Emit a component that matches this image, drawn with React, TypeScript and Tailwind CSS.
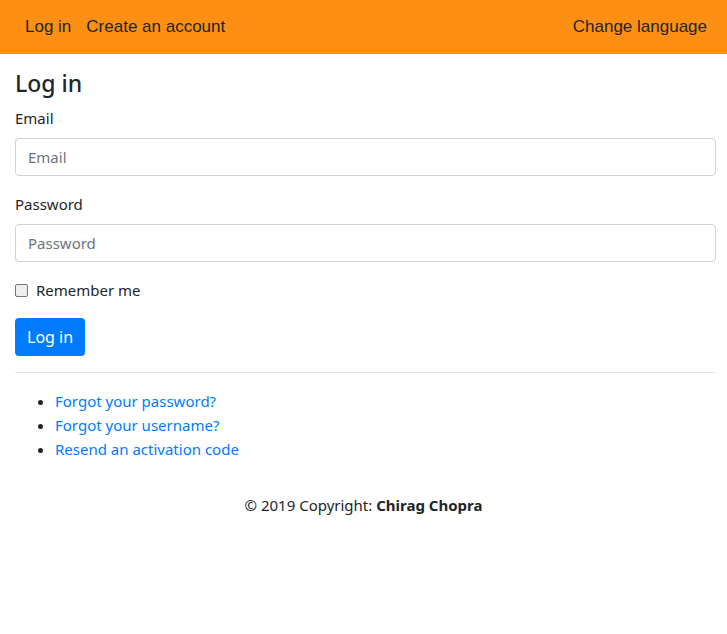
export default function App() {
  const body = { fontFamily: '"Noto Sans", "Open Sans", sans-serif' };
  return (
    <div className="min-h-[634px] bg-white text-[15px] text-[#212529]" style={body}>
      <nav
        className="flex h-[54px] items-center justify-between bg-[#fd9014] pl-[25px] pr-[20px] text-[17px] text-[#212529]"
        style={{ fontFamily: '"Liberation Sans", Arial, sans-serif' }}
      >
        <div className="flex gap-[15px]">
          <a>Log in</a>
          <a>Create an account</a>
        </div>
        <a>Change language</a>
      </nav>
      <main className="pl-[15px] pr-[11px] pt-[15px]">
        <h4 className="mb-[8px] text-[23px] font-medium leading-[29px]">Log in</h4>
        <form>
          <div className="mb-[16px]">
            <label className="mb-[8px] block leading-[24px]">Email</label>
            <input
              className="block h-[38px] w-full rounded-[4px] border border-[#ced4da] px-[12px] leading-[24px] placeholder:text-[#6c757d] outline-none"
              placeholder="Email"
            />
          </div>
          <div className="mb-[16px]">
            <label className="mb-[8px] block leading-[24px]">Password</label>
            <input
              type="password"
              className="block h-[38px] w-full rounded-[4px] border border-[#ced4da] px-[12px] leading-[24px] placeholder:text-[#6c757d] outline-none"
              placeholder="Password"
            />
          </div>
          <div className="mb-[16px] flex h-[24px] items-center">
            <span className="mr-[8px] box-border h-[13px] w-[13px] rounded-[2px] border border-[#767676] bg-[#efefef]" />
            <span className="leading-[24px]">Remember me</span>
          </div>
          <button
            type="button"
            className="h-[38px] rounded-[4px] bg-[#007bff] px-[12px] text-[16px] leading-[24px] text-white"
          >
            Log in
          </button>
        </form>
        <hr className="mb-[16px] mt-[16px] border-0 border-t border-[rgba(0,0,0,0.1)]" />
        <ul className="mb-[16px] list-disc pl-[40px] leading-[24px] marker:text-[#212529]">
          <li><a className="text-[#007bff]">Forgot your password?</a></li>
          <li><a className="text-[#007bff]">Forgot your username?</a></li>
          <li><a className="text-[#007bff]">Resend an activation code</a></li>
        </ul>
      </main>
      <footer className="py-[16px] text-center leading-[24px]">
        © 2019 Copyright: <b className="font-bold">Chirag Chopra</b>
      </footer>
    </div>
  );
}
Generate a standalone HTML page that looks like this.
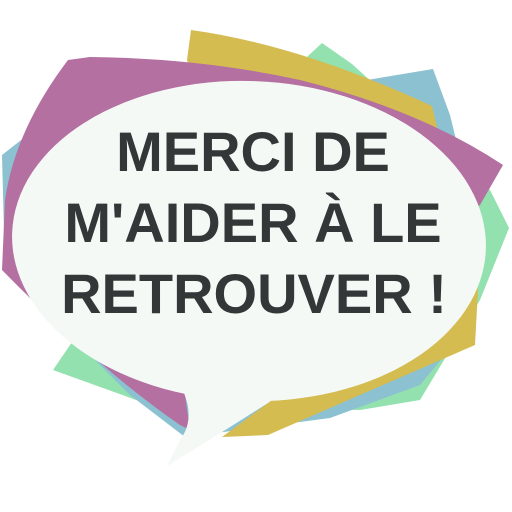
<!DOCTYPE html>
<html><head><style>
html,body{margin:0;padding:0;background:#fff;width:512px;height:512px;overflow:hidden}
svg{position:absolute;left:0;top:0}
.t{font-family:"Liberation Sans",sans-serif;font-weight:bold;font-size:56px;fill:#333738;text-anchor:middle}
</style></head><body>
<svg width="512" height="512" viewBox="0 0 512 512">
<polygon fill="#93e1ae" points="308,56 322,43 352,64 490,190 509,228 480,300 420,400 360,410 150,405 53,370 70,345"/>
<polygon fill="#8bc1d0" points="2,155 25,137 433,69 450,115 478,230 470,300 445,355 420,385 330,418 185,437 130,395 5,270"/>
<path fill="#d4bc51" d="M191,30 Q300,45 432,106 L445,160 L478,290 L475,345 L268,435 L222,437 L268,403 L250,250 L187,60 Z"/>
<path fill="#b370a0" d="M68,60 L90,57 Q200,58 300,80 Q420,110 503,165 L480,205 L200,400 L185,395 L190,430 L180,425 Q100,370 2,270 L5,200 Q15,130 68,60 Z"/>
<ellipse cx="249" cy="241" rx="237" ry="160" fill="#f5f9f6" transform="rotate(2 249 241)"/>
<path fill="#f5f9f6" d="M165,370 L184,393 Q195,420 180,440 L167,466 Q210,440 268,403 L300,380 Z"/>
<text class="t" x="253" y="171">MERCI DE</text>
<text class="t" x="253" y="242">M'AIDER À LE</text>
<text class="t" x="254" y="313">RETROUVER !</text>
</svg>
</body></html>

◇ ◇ ◇ ◇

● SHORT PROBLEM: Retype all entries exactly as they appear, dropping the images.

● FULL OUTPUT:
Emit a component that matches this image, drawn with React, TypeScript and Tailwind CSS.
export default function App() {
  const body = { fontFamily: '"Noto Sans", "Open Sans", sans-serif' };
  return (
    <div className="min-h-[634px] bg-white text-[15px] text-[#212529]" style={body}>
      <nav
        className="flex h-[54px] items-center justify-between bg-[#fd9014] pl-[25px] pr-[20px] text-[17px] text-[#212529]"
        style={{ fontFamily: '"Liberation Sans", Arial, sans-serif' }}
      >
        <div className="flex gap-[15px]">
          <a>Log in</a>
          <a>Create an account</a>
        </div>
        <a>Change language</a>
      </nav>
      <main className="pl-[15px] pr-[11px] pt-[15px]">
        <h4 className="mb-[8px] text-[23px] font-medium leading-[29px]">Log in</h4>
        <form>
          <div className="mb-[16px]">
            <label className="mb-[8px] block leading-[24px]">Email</label>
            <input
              className="block h-[38px] w-full rounded-[4px] border border-[#ced4da] px-[12px] leading-[24px] placeholder:text-[#6c757d] outline-none"
              placeholder="Email"
            />
          </div>
          <div className="mb-[16px]">
            <label className="mb-[8px] block leading-[24px]">Password</label>
            <input
              type="password"
              className="block h-[38px] w-full rounded-[4px] border border-[#ced4da] px-[12px] leading-[24px] placeholder:text-[#6c757d] outline-none"
              placeholder="Password"
            />
          </div>
          <div className="mb-[16px] flex h-[24px] items-center">
            <span className="mr-[8px] box-border h-[13px] w-[13px] rounded-[2px] border border-[#767676] bg-[#efefef]" />
            <span className="leading-[24px]">Remember me</span>
          </div>
          <button
            type="button"
            className="h-[38px] rounded-[4px] bg-[#007bff] px-[12px] text-[16px] leading-[24px] text-white"
          >
            Log in
          </button>
        </form>
        <hr className="mb-[16px] mt-[16px] border-0 border-t border-[rgba(0,0,0,0.1)]" />
        <ul className="mb-[16px] list-disc pl-[40px] leading-[24px] marker:text-[#212529]">
          <li><a className="text-[#007bff]">Forgot your password?</a></li>
          <li><a className="text-[#007bff]">Forgot your username?</a></li>
          <li><a className="text-[#007bff]">Resend an activation code</a></li>
        </ul>
      </main>
      <footer className="py-[16px] text-center leading-[24px]">
        © 2019 Copyright: <b className="font-bold">Chirag Chopra</b>
      </footer>
    </div>
  );
}
Generate a standalone HTML page that looks like this.
<!DOCTYPE html>
<html><head><style>
html,body{margin:0;padding:0;background:#fff;width:512px;height:512px;overflow:hidden}
svg{position:absolute;left:0;top:0}
.t{font-family:"Liberation Sans",sans-serif;font-weight:bold;font-size:56px;fill:#333738;text-anchor:middle}
</style></head><body>
<svg width="512" height="512" viewBox="0 0 512 512">
<polygon fill="#93e1ae" points="308,56 322,43 352,64 490,190 509,228 480,300 420,400 360,410 150,405 53,370 70,345"/>
<polygon fill="#8bc1d0" points="2,155 25,137 433,69 450,115 478,230 470,300 445,355 420,385 330,418 185,437 130,395 5,270"/>
<path fill="#d4bc51" d="M191,30 Q300,45 432,106 L445,160 L478,290 L475,345 L268,435 L222,437 L268,403 L250,250 L187,60 Z"/>
<path fill="#b370a0" d="M68,60 L90,57 Q200,58 300,80 Q420,110 503,165 L480,205 L200,400 L185,395 L190,430 L180,425 Q100,370 2,270 L5,200 Q15,130 68,60 Z"/>
<ellipse cx="249" cy="241" rx="237" ry="160" fill="#f5f9f6" transform="rotate(2 249 241)"/>
<path fill="#f5f9f6" d="M165,370 L184,393 Q195,420 180,440 L167,466 Q210,440 268,403 L300,380 Z"/>
<text class="t" x="253" y="171">MERCI DE</text>
<text class="t" x="253" y="242">M'AIDER À LE</text>
<text class="t" x="254" y="313">RETROUVER !</text>
</svg>
</body></html>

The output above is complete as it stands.